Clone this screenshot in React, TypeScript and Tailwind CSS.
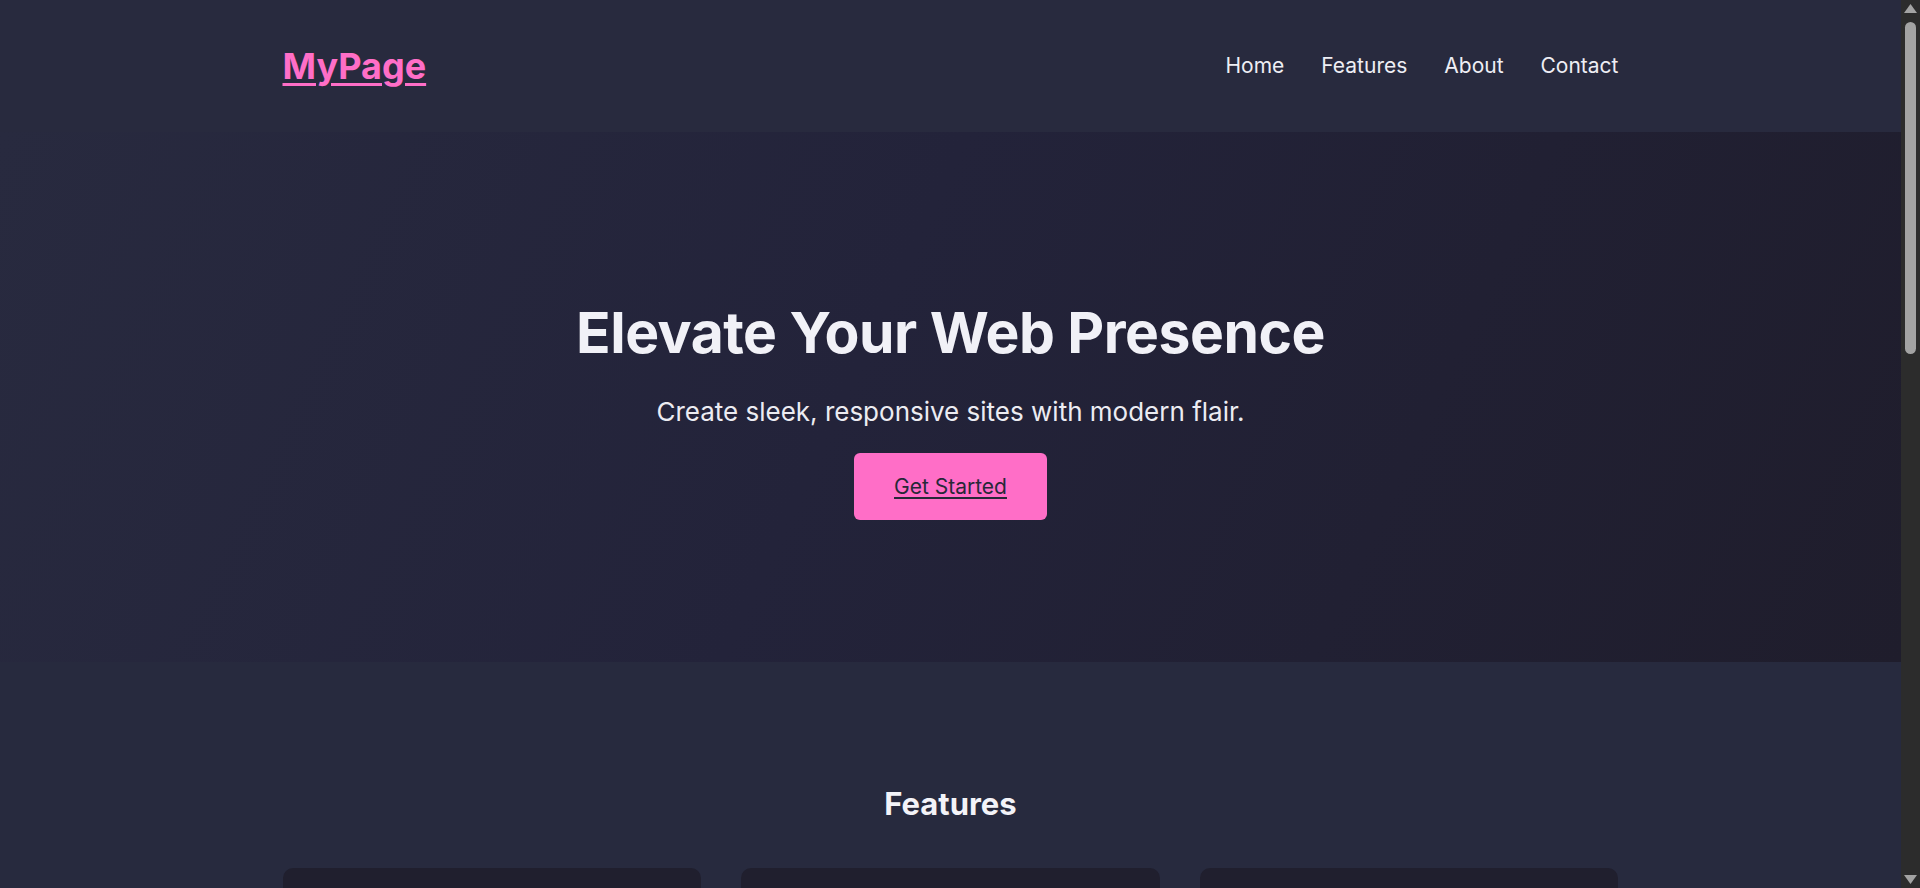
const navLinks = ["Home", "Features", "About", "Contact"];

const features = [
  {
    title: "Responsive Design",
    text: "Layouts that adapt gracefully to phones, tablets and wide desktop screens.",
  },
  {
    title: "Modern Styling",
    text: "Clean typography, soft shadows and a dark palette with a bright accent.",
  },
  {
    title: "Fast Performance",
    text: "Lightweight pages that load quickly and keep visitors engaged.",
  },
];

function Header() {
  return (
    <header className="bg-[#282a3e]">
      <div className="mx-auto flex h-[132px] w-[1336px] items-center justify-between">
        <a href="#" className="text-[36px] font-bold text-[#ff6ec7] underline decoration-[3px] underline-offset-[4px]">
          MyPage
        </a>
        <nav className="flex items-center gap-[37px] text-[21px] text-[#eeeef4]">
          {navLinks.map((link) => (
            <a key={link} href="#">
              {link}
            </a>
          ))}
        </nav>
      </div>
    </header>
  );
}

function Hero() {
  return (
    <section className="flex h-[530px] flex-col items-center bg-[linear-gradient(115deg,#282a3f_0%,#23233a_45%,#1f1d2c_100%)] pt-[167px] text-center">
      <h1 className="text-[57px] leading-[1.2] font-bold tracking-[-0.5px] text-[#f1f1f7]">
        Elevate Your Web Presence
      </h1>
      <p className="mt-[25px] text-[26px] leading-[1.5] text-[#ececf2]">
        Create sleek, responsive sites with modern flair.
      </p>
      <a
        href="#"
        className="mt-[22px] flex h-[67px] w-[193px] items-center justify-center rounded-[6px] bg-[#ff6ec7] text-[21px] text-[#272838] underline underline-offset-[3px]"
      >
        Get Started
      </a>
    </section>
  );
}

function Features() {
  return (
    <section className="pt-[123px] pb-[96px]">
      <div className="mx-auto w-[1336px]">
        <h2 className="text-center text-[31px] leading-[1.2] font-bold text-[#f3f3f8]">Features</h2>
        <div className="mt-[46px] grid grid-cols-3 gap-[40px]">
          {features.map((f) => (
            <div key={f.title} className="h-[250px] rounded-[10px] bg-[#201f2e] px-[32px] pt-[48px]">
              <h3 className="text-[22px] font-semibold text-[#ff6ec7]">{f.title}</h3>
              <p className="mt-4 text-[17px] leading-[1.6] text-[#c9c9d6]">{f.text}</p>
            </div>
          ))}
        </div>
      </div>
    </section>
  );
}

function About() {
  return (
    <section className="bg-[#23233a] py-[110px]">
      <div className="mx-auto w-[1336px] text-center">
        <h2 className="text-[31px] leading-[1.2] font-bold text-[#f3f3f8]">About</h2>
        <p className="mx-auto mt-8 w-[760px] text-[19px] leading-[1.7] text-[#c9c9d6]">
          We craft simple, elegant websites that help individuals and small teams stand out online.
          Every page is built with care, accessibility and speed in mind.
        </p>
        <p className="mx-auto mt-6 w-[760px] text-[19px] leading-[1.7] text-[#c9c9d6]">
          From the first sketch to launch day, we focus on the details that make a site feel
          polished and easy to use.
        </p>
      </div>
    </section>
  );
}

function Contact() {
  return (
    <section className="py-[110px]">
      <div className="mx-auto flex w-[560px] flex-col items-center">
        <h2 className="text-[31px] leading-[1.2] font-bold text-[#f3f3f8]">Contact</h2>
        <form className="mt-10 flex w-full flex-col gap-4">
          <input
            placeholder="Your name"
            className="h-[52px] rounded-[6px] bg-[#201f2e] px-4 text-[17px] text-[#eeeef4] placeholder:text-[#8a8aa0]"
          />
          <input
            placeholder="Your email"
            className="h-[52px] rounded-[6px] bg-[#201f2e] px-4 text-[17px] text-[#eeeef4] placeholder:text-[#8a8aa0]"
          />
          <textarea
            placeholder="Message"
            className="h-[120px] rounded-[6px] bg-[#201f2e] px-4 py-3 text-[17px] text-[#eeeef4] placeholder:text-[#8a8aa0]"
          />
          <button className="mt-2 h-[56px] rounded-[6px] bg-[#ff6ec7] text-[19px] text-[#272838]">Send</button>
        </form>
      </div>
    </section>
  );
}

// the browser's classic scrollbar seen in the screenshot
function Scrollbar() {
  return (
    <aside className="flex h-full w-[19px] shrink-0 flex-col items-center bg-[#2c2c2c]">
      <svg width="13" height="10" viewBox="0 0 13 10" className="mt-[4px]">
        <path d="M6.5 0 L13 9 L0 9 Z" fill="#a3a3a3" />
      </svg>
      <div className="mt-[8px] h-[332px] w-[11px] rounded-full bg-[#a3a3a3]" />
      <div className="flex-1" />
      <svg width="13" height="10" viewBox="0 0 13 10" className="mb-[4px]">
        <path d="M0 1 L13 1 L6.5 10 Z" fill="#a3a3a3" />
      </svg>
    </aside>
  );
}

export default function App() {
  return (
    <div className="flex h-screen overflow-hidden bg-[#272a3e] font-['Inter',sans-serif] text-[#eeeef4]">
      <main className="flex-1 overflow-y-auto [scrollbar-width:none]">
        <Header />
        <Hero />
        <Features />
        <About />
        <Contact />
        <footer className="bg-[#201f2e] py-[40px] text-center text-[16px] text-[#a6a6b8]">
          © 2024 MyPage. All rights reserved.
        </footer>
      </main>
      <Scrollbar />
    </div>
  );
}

§ **TASK DESCRIPTION**:
Restate the data above word for word. Skip every picture.

§ **ANSWER TO THE EXERCISE**:
Clone this screenshot in React, TypeScript and Tailwind CSS.
const navLinks = ["Home", "Features", "About", "Contact"];

const features = [
  {
    title: "Responsive Design",
    text: "Layouts that adapt gracefully to phones, tablets and wide desktop screens.",
  },
  {
    title: "Modern Styling",
    text: "Clean typography, soft shadows and a dark palette with a bright accent.",
  },
  {
    title: "Fast Performance",
    text: "Lightweight pages that load quickly and keep visitors engaged.",
  },
];

function Header() {
  return (
    <header className="bg-[#282a3e]">
      <div className="mx-auto flex h-[132px] w-[1336px] items-center justify-between">
        <a href="#" className="text-[36px] font-bold text-[#ff6ec7] underline decoration-[3px] underline-offset-[4px]">
          MyPage
        </a>
        <nav className="flex items-center gap-[37px] text-[21px] text-[#eeeef4]">
          {navLinks.map((link) => (
            <a key={link} href="#">
              {link}
            </a>
          ))}
        </nav>
      </div>
    </header>
  );
}

function Hero() {
  return (
    <section className="flex h-[530px] flex-col items-center bg-[linear-gradient(115deg,#282a3f_0%,#23233a_45%,#1f1d2c_100%)] pt-[167px] text-center">
      <h1 className="text-[57px] leading-[1.2] font-bold tracking-[-0.5px] text-[#f1f1f7]">
        Elevate Your Web Presence
      </h1>
      <p className="mt-[25px] text-[26px] leading-[1.5] text-[#ececf2]">
        Create sleek, responsive sites with modern flair.
      </p>
      <a
        href="#"
        className="mt-[22px] flex h-[67px] w-[193px] items-center justify-center rounded-[6px] bg-[#ff6ec7] text-[21px] text-[#272838] underline underline-offset-[3px]"
      >
        Get Started
      </a>
    </section>
  );
}

function Features() {
  return (
    <section className="pt-[123px] pb-[96px]">
      <div className="mx-auto w-[1336px]">
        <h2 className="text-center text-[31px] leading-[1.2] font-bold text-[#f3f3f8]">Features</h2>
        <div className="mt-[46px] grid grid-cols-3 gap-[40px]">
          {features.map((f) => (
            <div key={f.title} className="h-[250px] rounded-[10px] bg-[#201f2e] px-[32px] pt-[48px]">
              <h3 className="text-[22px] font-semibold text-[#ff6ec7]">{f.title}</h3>
              <p className="mt-4 text-[17px] leading-[1.6] text-[#c9c9d6]">{f.text}</p>
            </div>
          ))}
        </div>
      </div>
    </section>
  );
}

function About() {
  return (
    <section className="bg-[#23233a] py-[110px]">
      <div className="mx-auto w-[1336px] text-center">
        <h2 className="text-[31px] leading-[1.2] font-bold text-[#f3f3f8]">About</h2>
        <p className="mx-auto mt-8 w-[760px] text-[19px] leading-[1.7] text-[#c9c9d6]">
          We craft simple, elegant websites that help individuals and small teams stand out online.
          Every page is built with care, accessibility and speed in mind.
        </p>
        <p className="mx-auto mt-6 w-[760px] text-[19px] leading-[1.7] text-[#c9c9d6]">
          From the first sketch to launch day, we focus on the details that make a site feel
          polished and easy to use.
        </p>
      </div>
    </section>
  );
}

function Contact() {
  return (
    <section className="py-[110px]">
      <div className="mx-auto flex w-[560px] flex-col items-center">
        <h2 className="text-[31px] leading-[1.2] font-bold text-[#f3f3f8]">Contact</h2>
        <form className="mt-10 flex w-full flex-col gap-4">
          <input
            placeholder="Your name"
            className="h-[52px] rounded-[6px] bg-[#201f2e] px-4 text-[17px] text-[#eeeef4] placeholder:text-[#8a8aa0]"
          />
          <input
            placeholder="Your email"
            className="h-[52px] rounded-[6px] bg-[#201f2e] px-4 text-[17px] text-[#eeeef4] placeholder:text-[#8a8aa0]"
          />
          <textarea
            placeholder="Message"
            className="h-[120px] rounded-[6px] bg-[#201f2e] px-4 py-3 text-[17px] text-[#eeeef4] placeholder:text-[#8a8aa0]"
          />
          <button className="mt-2 h-[56px] rounded-[6px] bg-[#ff6ec7] text-[19px] text-[#272838]">Send</button>
        </form>
      </div>
    </section>
  );
}

// the browser's classic scrollbar seen in the screenshot
function Scrollbar() {
  return (
    <aside className="flex h-full w-[19px] shrink-0 flex-col items-center bg-[#2c2c2c]">
      <svg width="13" height="10" viewBox="0 0 13 10" className="mt-[4px]">
        <path d="M6.5 0 L13 9 L0 9 Z" fill="#a3a3a3" />
      </svg>
      <div className="mt-[8px] h-[332px] w-[11px] rounded-full bg-[#a3a3a3]" />
      <div className="flex-1" />
      <svg width="13" height="10" viewBox="0 0 13 10" className="mb-[4px]">
        <path d="M0 1 L13 1 L6.5 10 Z" fill="#a3a3a3" />
      </svg>
    </aside>
  );
}

export default function App() {
  return (
    <div className="flex h-screen overflow-hidden bg-[#272a3e] font-['Inter',sans-serif] text-[#eeeef4]">
      <main className="flex-1 overflow-y-auto [scrollbar-width:none]">
        <Header />
        <Hero />
        <Features />
        <About />
        <Contact />
        <footer className="bg-[#201f2e] py-[40px] text-center text-[16px] text-[#a6a6b8]">
          © 2024 MyPage. All rights reserved.
        </footer>
      </main>
      <Scrollbar />
    </div>
  );
}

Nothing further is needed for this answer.